Glendale Police Announce DUI Checkpoints

The California Office of Traffic Safety has awarded Glendale a $225,000 grant to provide additional enforcement measures to combat impaired driving. This is the second traffic safety grant for an anti-DUI program awarded to Glendale in two months. The Glendale Police Dept. is dedicated to keeping local streets safe through both enforcement and education.

“A DUI collision resulting in injury or death is no way to start the holidays.

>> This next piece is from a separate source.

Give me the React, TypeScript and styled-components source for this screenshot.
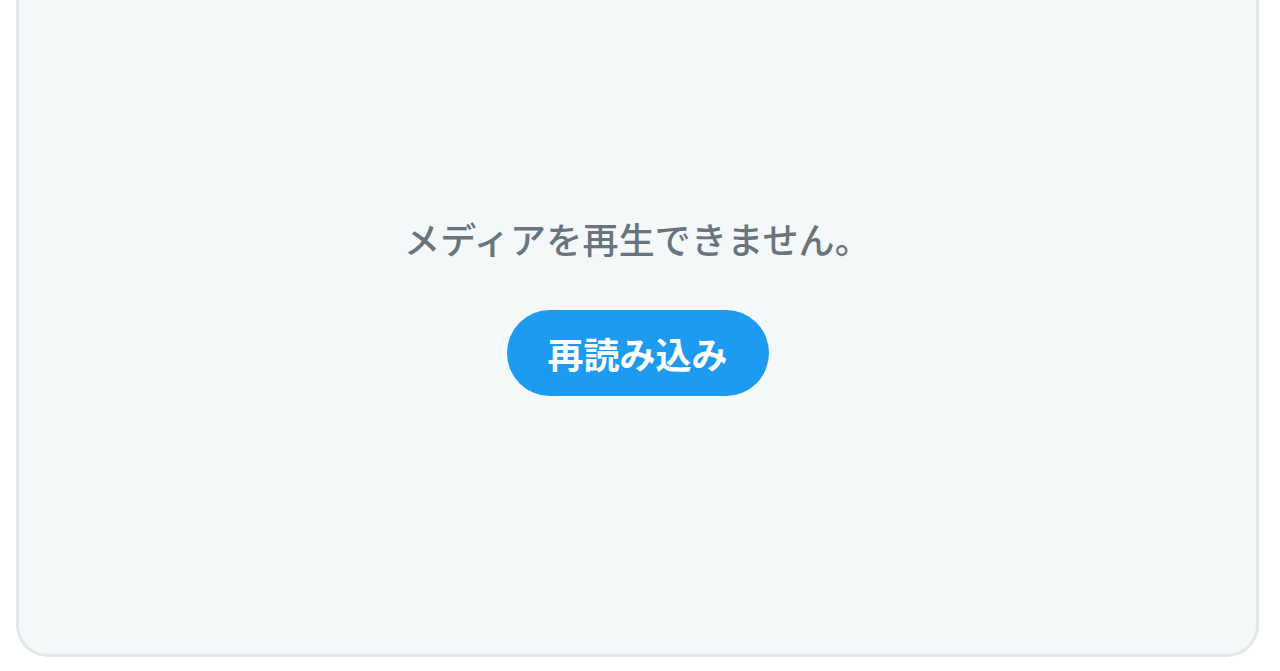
import styled, { createGlobalStyle } from "styled-components";

const GlobalStyle = createGlobalStyle`
  html, body {
    margin: 0;
    padding: 0;
    background: #ffffff;
    font-family: "Noto Sans CJK JP", "Noto Sans", sans-serif;
  }
`;

const Page = styled.div`
  width: 1280px;
  height: 671px;
  box-sizing: border-box;
  padding: 0 21px 0 16px;
  overflow: hidden;
`;

const Card = styled.div`
  height: 657px;
  box-sizing: border-box;
  background: #f5f8f8;
  border: 3px solid #e3e7ea;
  border-top: none;
  border-radius: 0 0 32px 32px;
  display: flex;
  flex-direction: column;
  align-items: center;
  padding-top: 213px;
`;

const Message = styled.p`
  margin: 0;
  font-size: 36px;
  font-weight: 500;
  line-height: 50px;
  color: #68757f;
  letter-spacing: 0.2px;
`;

const ReloadButton = styled.button`
  margin-top: 47px;
  width: 262px;
  height: 86px;
  border: none;
  border-radius: 43px;
  background: #1d9bf0;
  color: #ffffff;
  font-family: inherit;
  font-size: 36px;
  font-weight: 700;
  cursor: pointer;
`;

export default function App() {
  return (
    <>
      <GlobalStyle />
      <Page>
        <Card>
          <Message>メディアを再生できません。</Message>
          <ReloadButton>再読み込み</ReloadButton>
        </Card>
      </Page>
    </>
  );
}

During the excitement and festivities of this season, it is crucial to have a designated driver to maintain safety on our roadways,” said Glendale Police Chief Ron De Pompa.

The DUI Checkpoint grant supports efforts to reduce the number of persons injured or killed in alcohol and drug related collisions. The grant will specifically target impaired driving offenders as well as educating the public on the dangers of impaired driving through the use of DUI/driver’s license checkpoints. Specially trained officers will evaluate those suspected of driving under the influence of drugs.

Drunk and drugged driving are among America’s deadliest crimes. In 2010, 791 people were killed and over 24,000 injured in alcohol and drug-impaired collisions in California. In 2010, Glendale experienced one death and 24 injuries in these tragic collisions. Impaired driving collisions drop by an average of 20% when well-publicized checkpoints are conducted. Checkpoints have proven to be the most effective of any of the DUI enforcement strategies, while yielding considerable cost savings of $6 for every $1 spent.

“DUI checkpoints have been an essential part of the phenomenal reduction in DUI deaths that we witnessed from 2006 to 2010 in California,” said Christopher J. Murphy, director of the Office of Traffic Safety. “But since the tragedy of DUI accounts for nearly one-third of traffic fatalities, Glendale needs the high visibility enforcement and public awareness that this grant will provide.”

Funding for this program is from the California Office of Traffic Safety through the National Highway Traffic Safety Administration.